Interessante per il discorso della coerenza è anche la polemica sulle istanze politiche e sulle tematiche femministe: mai come in questa stagione è emerso quanto essere donna a Westeros sia un limite, ma ciò non è dovuto alle idee retrograde di un gruppo di sceneggiatori uomini, ma alle esigenze di realismo insite in una serie che, pur essendo un fantasy ambientato in un mondo immaginario, è comunque legata ad usi, costumi e politica del nostro medioevo, è il poco tempo a disposizione a non rendere evidente quanto in realtà certe logiche siano assolutamente coerenti all’interno di quell’universo narrativo. Ad esplicitare e rimarcare questa situazione c’è, nell’ultimo episodio, una battuta sulla democrazia, che giustamente nella medioevale Westeros è considerata un concetto risibile.

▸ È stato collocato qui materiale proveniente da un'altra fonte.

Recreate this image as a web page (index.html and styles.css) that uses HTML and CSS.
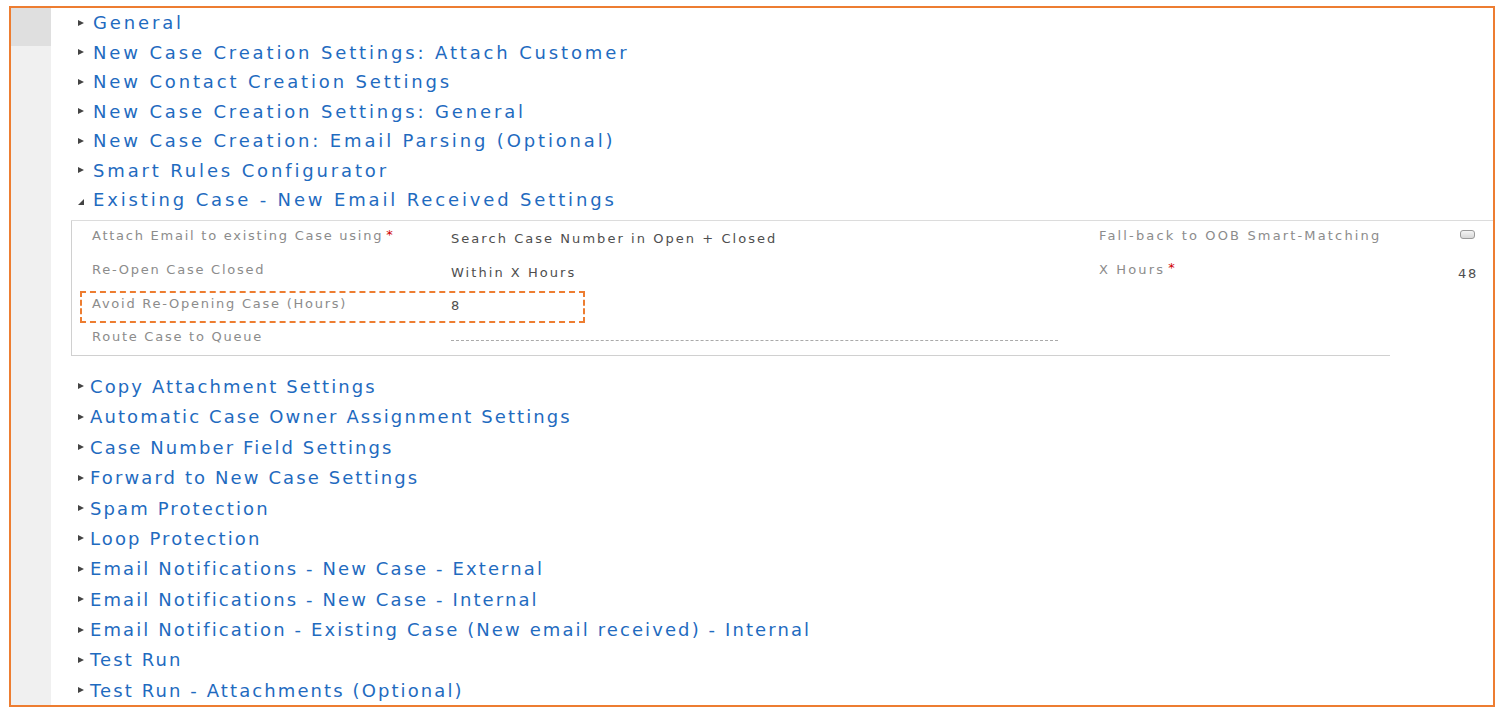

In definitiva, l’ottava stagione è la miglior conclusione possibile per una serie come Il Trono di Spade? Probabilmente no. Ma è una buona stagione? Assolutamente sì. Quest’annata della serie di Benioff e Weiss è stata un’esperienza travolgente che, al netto di tutti i suoi difetti e di tutti i suoi limiti, valeva la pena di essere vissuta esattamente così com’è. Che piaccia o meno si è fatta la storia della tv in questi sei episodi, e non solo per questioni puramente economiche o di audience, ma anche per gli incredibili risultati a livello produttivo, che avvicinano come non mai il piccolo al grande schermo. Il confine tra sala e salotto si fa sempre più sottile, ed in parte è anche grazie a Il Trono di Spade.